Now, the story she told my other friend who also volunteered to help me in my exam by phone last night is that she went home and yesterday afternoon, refreshed by the heart attunement and feeling a reconnection to the angels, she started to read about an archangel called Chamuel. In a meditation, she asked Chamuel to help her find a lost rose gold locket her husband had bought her. It had cost a lot of money and losing it had devastated her. In the past, despite looking everywhere she had failed to find it.

Half way through her meditation, she rushed up (never a good idea to do that during a meditation - can make you dizzy) and found a screwdriver and went into her bedroom which has bedside cabinets fitted and screwed to the wall.

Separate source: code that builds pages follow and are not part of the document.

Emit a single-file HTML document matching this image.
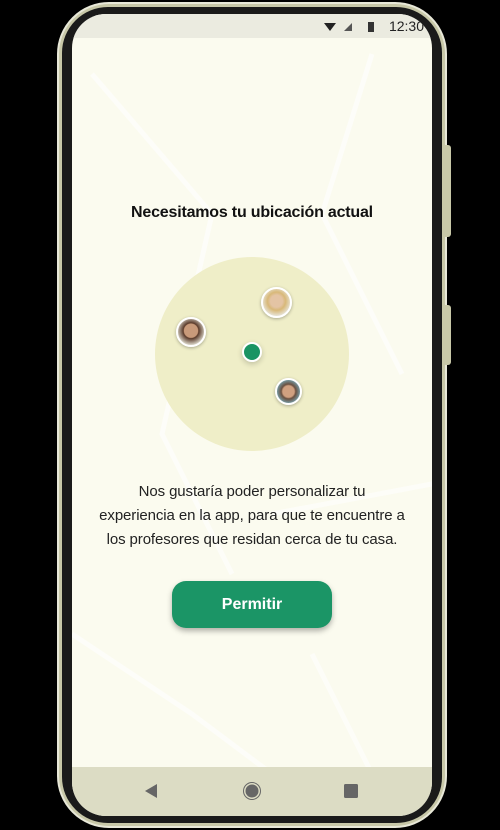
<!DOCTYPE html>
<html><head><meta charset="utf-8"><style>
*{margin:0;padding:0;box-sizing:border-box}
body{width:500px;height:830px;background:#000;position:relative;overflow:hidden;font-family:"Liberation Sans",Roboto,sans-serif}
.frame{position:absolute;left:57px;top:2px;width:390px;height:826px;border-radius:52px;background:#c8c8a8;border:2px solid #e8e8d8}
.bezel{position:absolute;left:62px;top:7px;width:380px;height:816px;border-radius:46px;background:#1a1a1a}
.btn1{position:absolute;left:445px;top:145px;width:6px;height:92px;background:#c8c8a8;border-radius:0 3px 3px 0}
.btn2{position:absolute;left:445px;top:305px;width:6px;height:60px;background:#c8c8a8;border-radius:0 3px 3px 0}
.screen{position:absolute;left:72px;top:14px;width:360px;height:802px;border-radius:34px;overflow:hidden;background:#fbfbef}
.status{position:absolute;left:0;top:0;width:360px;height:24px;background:#ebebe0;font-size:14px;color:#222}
.nav{position:absolute;left:0;bottom:0;width:360px;height:49px;background:#dcdcc4}
.title{position:absolute;top:190px;width:360px;text-align:center;font-weight:bold;font-size:16px;color:#111;letter-spacing:-0.2px}
.circle{position:absolute;left:83px;top:243px;width:194px;height:194px;border-radius:50%;background:#efeec8}
.av{position:absolute;border-radius:50%;border:2px solid #fff;box-shadow:0 1px 3px rgba(0,0,0,.3)}
.dot{position:absolute;left:170px;top:328px;width:20px;height:20px;border-radius:50%;background:#1a9463;border:2px solid #fff;box-shadow:0 2px 6px rgba(0,0,0,.2)}
.para{position:absolute;top:466px;width:360px;text-align:center;font-size:15px;line-height:24px;color:#222;letter-spacing:-0.1px}
.pbtn{position:absolute;left:100px;top:567px;width:160px;height:47px;border-radius:14px;background:#1b9566;color:#fff;font-size:16px;font-weight:bold;text-align:center;line-height:47px;box-shadow:0 3px 6px rgba(0,0,0,.3)}
</style></head><body>
<div class="frame"></div><div class="btn1"></div><div class="btn2"></div>
<div class="bezel"></div>
<div class="screen">
 <svg style="position:absolute;left:0;top:0" width="360" height="802"><g stroke="#fff" stroke-width="5" fill="none" opacity=".6"><path d="M20 60 L140 200 L90 420 L160 560"/><path d="M300 40 L250 200 L330 360"/><path d="M0 620 L120 700 L200 760"/><path d="M240 640 L300 760"/><path d="M200 500 L360 470"/></g></svg>
 <div class="status"><span style="position:absolute;right:8px;top:4px">12:30</span>
  <svg style="position:absolute;left:250px;top:6px" width="60" height="14"><path d="M2 3 L14 3 L8 11Z" fill="#222"/><path d="M22 11 L30 3 L30 11Z" fill="#555"/><rect x="46" y="2" width="6" height="10" fill="#333"/></svg></div>
 <div class="title">Necesitamos tu ubicación actual</div>
 <div class="circle"></div>
 <div class="av" style="left:104px;top:303px;width:30px;height:30px;background:radial-gradient(circle at 50% 45%,#c89a7a 35%,#5a3a2a 40%,#e0ddd0 75%)"></div>
 <div class="av" style="left:189px;top:273px;width:31px;height:31px;background:radial-gradient(circle at 50% 45%,#e4c4a4 30%,#d8b878 45%,#e8e6dc 75%)"></div>
 <div class="av" style="left:203px;top:364px;width:27px;height:27px;background:radial-gradient(circle at 50% 50%,#d0a080 35%,#6a5040 45%,#7ab0c0 80%)"></div>
 <div class="dot"></div>
 <div class="para">Nos gustaría poder personalizar tu<br>experiencia en la app, para que te encuentre a<br>los profesores que residan cerca de tu casa.</div>
 <div class="pbtn">Permitir</div>
 <div class="nav"><svg width="360" height="49"><path d="M73 24 L85 17 L85 31Z" fill="#666"/><circle cx="180" cy="24" r="7" fill="#666" stroke="#dcdcc4" stroke-width="1"/><circle cx="180" cy="24" r="8.5" fill="none" stroke="#666" stroke-width="1"/><rect x="272" y="17" width="14" height="14" rx="1.5" fill="#666"/></svg></div>
</div>
</body></html>
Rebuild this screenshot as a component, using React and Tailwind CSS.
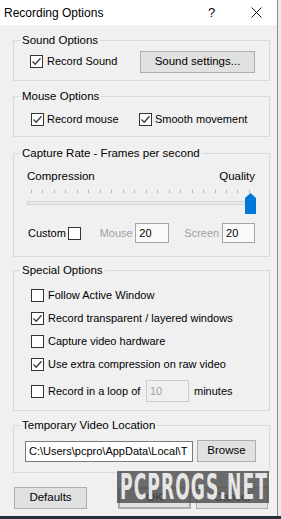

She pulled the cabinet to pieces and there, behind the cabinet, covered in dust but nevertheless undamaged was the locket.

What a wonderful true story I thought I'd share with you. Thanks to the three special ladies who helped out at the exam yesterday - they know who they are.

Lucy Locket lost her pocket,
Kitty Fisher found it;
Not a penny was there in it,
Only ribbon round it.

Well what a warm, close day today, really stuffy and hot. We are lucky to have air conditioning in our office because the hot water pipes go through the office and although they are lagged it makes it unbearably hot, even in a winter. The humidity has returned and I think they've forecast some thunderstorms tomorrow. The forecasts have not been so good at predicting them lately, so I'll believe it when I see it.

Did you say your lucky 'white rabbit, white rabbit, white rabbit' this morning as good luck for the month? You can still say it - go on, give it a go.

Congratulations this afternoon to England for winning the second test match at Trent Bridge. Magnificent achievement.